We did watch a DVD Saturday night, “Julie & Julia”, and it was wonderful, I don’t think I stopped smiling throughout the entire movie. Julia Child’s small memoir, My Life in France, is now at the top of my reading list.

But I made the mistake of then Googling Julie Powell, the author of the memoir Julie & Julia (which I haven’t read) which inspired the film, because heavens, Amy Adams is just so darn likable! Not that I mistook a movie for the true story, but I was curious. The movie kind of charts two artists discovering their medium, and I was interested in seeing what Julie Powell was up to lately. Julia, well, nothing new there.

And it turns out that Julie Powell has a new memoir out, Cleaving, which explores a less savory side of food, butchery, as well as detailing the troubles of her marriage. None of which I ever wanted to know.  Which is why I don’t read memoirs.

So now I’m endeavoring to forget everything I read online — not that I read much, one article informed plenty. One of the biggest delights of the movie is its depiction of two truly loving marriages, it was incredibly cockle-warming, and that’s what I’d rather hold on to. It’s winter, and cold enough, blizzard or no.

The Iron Giant.

The current favorite movie in our household is “The Iron Giant” (1999), based on the story by Ted Hughes. (You can click on this link to read a plot summary.) Great movie, with every viewing we see something new (which is good b/c we’ve seen it a LOT) — and the voice actors do a wonderful job.

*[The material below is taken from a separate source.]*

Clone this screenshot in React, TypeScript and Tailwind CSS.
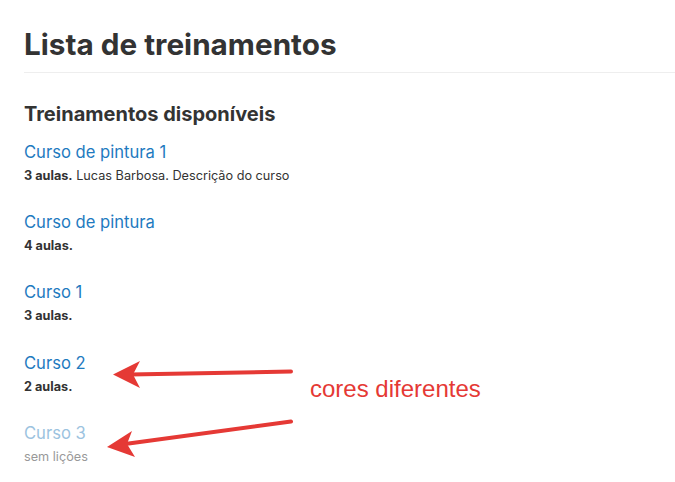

There’s a scene near the beginning in which Hogarth, the school boy around which the movie revolves, hopped up on espresso (“coffeezilla”), paces and rants about the bullies at school who pound him because he thinks he’s smarter than them, and he says, “But I don’t think I’m smarter than them, I just do the stinking homework!”

I know exactly how he feels. Though grown-ups tend NOT to pound other grown-ups, we can be snarky with/about those who experience good fortune. When we feel that dark side coming on, it would be helpful then to remember: maybe he got that raise because he worked for it; maybe she got that grant because she earned it.  Maybe they did the stinking homework.  Somebody getting what she wants in this world is cause to celebrate. And maybe tomorrow it’ll be you.

There’s a poem by Jennifer Michael Hecht that ties in perfectly with this. Tomorrow. Boy’s crying, time’s up.

“The Mist”.

We did not drive to the coast yesterday — both Vincent & Lance had colds, so we went out for breakfast at Foxtowne Diner and walked to the playground in the morning, and had a quiet and restful afternoon. My idea of a good day.

Which I needed, because I woke up in a foul mood: on Saturday night, Lance & I watched “The Mist” on DVD, based on the novella by Stephen King. I don’t watch scary movies, because they’re scary movies, they give me nightmares, but Lance didn’t want to watch it alone. So I watched it with him (“Honey, could you turn that light out?” “NO.”). And as scary movies go, it was pretty damn good. Most horror flicks these days are just exercises in masochism & blood, but this was very character-driven. Which is why the ending is so awful. Not merely shocking, but wrong wrong wrong.

If you haven’t seen it, and don’t want to know the end, don’t read further, because the movie’s conclusion is different from the one for the novella, which leaves the characters driving through the mist, not sure where or if the mist ends. In the movie, after you’ve watched all the struggles & deaths of some great characters (how could they kill you, Ollie, o the injustice!) 5 characters make it to the Land Rover and drive off: the main character, his young son, a blonde school teacher, an older teacher played Frances Steenburgen, and an older man. They drive through scene after scene of wreckage until the gas runs out. This is where things go awry.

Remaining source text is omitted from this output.